INSTRUCTIONS FOR THE TASK :: Search the data below for the word "React" and copy each line that holds it.

### GIVEN MATERIAL ###

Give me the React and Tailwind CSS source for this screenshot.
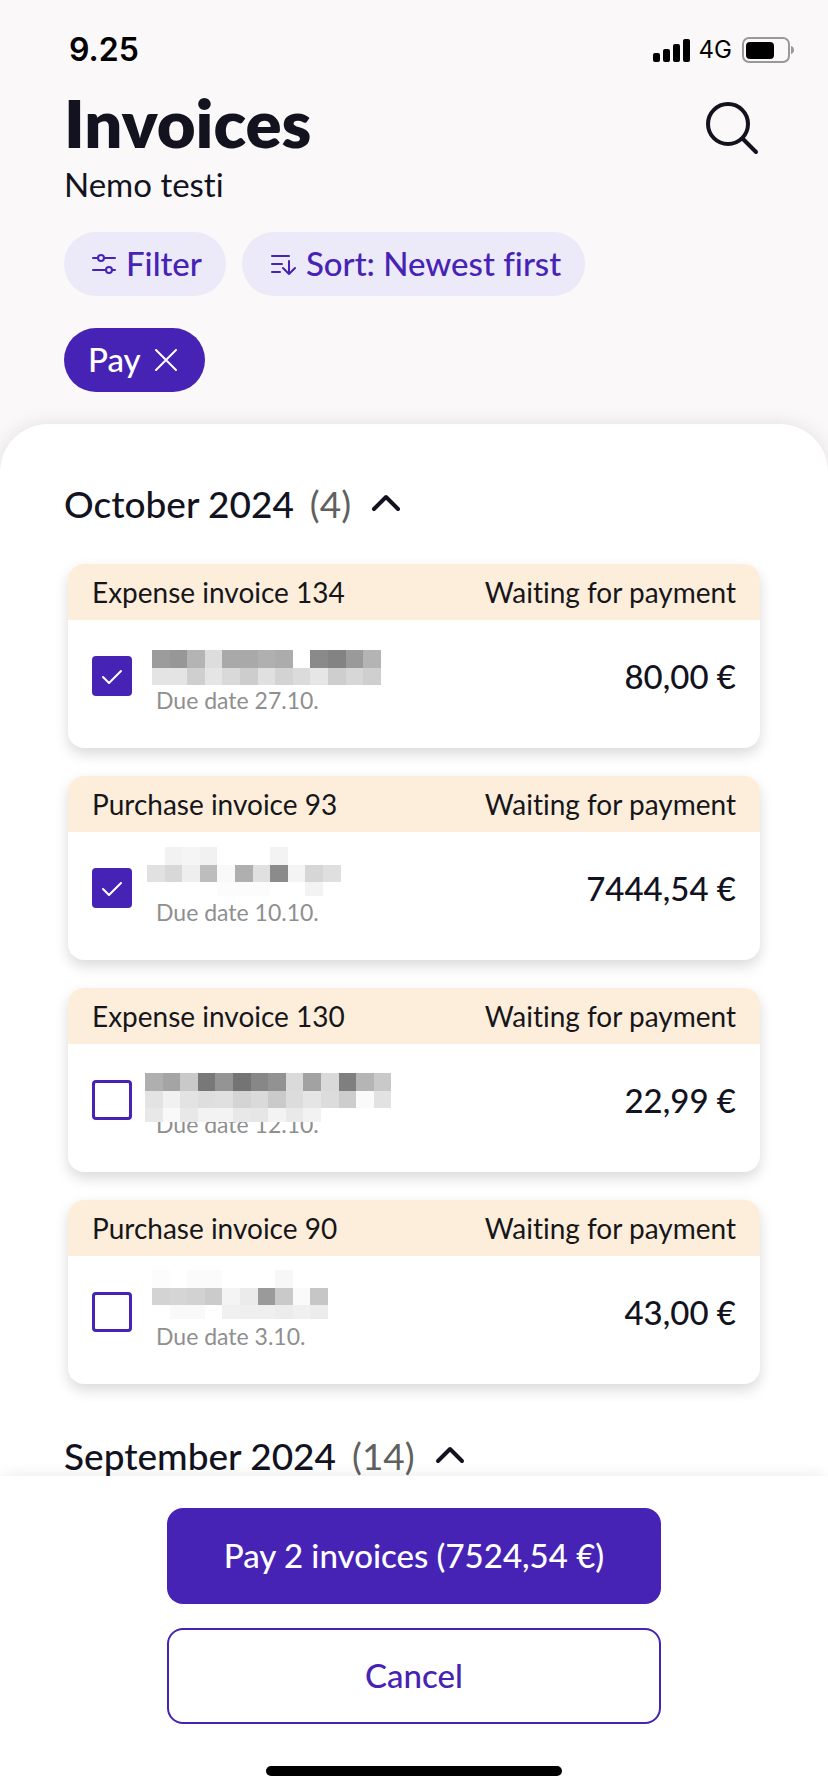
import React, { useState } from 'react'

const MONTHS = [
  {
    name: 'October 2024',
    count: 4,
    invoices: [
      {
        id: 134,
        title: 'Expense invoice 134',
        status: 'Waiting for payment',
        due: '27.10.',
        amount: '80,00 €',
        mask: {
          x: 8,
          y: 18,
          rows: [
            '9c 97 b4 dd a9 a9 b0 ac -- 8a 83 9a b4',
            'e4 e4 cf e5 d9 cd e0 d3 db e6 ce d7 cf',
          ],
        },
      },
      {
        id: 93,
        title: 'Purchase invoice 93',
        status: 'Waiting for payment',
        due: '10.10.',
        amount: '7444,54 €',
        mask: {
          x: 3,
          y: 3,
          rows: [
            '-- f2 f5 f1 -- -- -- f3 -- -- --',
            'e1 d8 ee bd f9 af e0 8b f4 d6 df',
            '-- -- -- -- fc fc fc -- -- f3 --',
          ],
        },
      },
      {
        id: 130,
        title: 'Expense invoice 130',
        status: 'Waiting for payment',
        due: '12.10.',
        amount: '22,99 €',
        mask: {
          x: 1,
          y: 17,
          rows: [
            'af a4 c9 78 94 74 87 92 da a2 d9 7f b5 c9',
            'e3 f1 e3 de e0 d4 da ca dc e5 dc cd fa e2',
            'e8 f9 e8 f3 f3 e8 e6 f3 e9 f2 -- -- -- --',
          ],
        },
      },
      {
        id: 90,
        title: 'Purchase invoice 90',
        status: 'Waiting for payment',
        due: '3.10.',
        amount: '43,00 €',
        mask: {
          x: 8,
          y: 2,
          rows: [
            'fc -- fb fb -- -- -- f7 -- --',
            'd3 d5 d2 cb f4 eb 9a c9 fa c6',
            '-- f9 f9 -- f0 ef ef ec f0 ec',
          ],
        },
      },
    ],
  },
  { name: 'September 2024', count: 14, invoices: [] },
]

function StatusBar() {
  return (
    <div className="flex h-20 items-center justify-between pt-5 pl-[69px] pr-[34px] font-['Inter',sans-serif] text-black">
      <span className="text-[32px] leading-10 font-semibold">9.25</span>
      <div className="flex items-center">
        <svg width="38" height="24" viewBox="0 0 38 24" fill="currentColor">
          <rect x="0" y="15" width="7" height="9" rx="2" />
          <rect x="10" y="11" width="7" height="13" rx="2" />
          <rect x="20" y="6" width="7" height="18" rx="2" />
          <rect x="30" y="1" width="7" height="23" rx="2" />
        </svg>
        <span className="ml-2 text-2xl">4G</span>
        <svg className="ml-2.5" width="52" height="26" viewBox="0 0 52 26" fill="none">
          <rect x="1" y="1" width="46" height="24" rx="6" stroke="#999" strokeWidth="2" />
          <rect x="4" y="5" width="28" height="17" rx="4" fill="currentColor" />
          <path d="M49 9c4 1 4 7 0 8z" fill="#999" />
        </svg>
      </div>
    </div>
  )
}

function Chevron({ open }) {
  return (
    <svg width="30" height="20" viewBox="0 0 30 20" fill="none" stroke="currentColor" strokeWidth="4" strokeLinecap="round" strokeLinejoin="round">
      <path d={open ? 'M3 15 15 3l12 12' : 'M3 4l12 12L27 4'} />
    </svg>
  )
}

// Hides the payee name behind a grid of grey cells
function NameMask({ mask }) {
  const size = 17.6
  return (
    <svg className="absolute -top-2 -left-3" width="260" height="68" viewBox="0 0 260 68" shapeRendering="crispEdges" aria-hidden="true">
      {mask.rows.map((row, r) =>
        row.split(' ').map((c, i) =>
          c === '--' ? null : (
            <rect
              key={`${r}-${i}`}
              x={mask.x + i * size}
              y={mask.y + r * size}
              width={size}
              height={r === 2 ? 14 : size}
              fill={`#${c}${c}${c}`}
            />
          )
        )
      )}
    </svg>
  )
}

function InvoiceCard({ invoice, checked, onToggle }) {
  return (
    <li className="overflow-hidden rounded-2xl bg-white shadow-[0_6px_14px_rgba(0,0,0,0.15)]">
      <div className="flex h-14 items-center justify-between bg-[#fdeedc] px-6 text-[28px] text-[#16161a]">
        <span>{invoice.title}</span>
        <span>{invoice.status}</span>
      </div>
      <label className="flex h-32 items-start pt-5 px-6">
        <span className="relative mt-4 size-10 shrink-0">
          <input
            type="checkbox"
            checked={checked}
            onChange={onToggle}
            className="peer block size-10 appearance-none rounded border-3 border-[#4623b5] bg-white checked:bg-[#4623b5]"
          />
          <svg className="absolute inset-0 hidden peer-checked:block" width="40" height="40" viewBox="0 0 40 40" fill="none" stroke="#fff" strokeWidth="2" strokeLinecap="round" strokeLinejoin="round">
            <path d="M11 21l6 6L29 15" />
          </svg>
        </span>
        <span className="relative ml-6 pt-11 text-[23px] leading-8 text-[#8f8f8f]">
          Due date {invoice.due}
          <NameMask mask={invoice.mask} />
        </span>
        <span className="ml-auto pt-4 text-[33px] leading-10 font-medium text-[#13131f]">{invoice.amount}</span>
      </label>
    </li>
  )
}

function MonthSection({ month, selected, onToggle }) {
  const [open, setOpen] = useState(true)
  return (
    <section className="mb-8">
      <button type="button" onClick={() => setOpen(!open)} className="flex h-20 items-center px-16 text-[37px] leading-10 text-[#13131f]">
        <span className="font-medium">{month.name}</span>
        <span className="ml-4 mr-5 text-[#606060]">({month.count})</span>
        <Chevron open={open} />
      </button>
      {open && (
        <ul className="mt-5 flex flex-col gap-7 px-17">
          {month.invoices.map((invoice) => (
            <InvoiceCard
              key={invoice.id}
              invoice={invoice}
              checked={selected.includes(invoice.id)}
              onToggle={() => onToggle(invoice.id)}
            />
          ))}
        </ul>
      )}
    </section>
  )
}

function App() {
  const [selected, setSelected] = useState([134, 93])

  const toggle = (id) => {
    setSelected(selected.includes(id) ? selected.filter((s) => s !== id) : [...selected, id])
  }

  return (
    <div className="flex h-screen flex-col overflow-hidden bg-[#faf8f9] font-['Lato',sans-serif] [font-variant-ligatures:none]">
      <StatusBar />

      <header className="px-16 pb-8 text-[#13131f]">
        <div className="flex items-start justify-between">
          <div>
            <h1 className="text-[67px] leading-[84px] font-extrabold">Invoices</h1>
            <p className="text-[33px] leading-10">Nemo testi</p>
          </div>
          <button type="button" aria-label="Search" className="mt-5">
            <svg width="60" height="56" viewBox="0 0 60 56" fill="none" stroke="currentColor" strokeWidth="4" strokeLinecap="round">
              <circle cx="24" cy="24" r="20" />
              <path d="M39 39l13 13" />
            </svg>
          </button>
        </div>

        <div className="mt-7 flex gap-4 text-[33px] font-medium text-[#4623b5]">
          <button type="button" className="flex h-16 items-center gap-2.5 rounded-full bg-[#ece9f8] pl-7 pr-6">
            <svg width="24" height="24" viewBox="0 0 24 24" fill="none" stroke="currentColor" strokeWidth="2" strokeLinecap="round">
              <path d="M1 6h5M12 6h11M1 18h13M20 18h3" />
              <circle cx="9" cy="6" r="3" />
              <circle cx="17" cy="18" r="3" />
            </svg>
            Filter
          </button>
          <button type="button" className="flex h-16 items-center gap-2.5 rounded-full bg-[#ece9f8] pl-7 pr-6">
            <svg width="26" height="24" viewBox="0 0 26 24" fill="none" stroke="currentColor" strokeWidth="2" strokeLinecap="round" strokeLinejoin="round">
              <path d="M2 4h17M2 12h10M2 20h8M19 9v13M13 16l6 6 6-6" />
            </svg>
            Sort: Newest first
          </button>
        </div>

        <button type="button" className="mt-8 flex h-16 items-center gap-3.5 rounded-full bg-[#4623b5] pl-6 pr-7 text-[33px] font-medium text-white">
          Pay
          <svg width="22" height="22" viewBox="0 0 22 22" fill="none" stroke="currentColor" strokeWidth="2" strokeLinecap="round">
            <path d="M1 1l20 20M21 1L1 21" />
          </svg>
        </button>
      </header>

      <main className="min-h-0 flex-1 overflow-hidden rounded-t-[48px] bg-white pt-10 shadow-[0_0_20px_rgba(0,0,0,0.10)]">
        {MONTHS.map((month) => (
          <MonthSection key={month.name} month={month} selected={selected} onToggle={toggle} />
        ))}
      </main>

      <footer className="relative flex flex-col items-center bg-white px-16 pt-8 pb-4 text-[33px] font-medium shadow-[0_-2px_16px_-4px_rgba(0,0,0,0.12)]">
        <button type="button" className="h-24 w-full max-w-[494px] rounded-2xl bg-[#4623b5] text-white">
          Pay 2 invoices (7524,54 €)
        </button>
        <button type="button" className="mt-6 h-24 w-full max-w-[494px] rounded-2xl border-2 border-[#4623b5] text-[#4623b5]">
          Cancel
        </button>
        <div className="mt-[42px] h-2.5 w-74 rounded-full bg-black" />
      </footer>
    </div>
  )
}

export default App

###

WRITTEN RESPONSE ::
Give me the React and Tailwind CSS source for this screenshot.
import React, { useState } from 'react'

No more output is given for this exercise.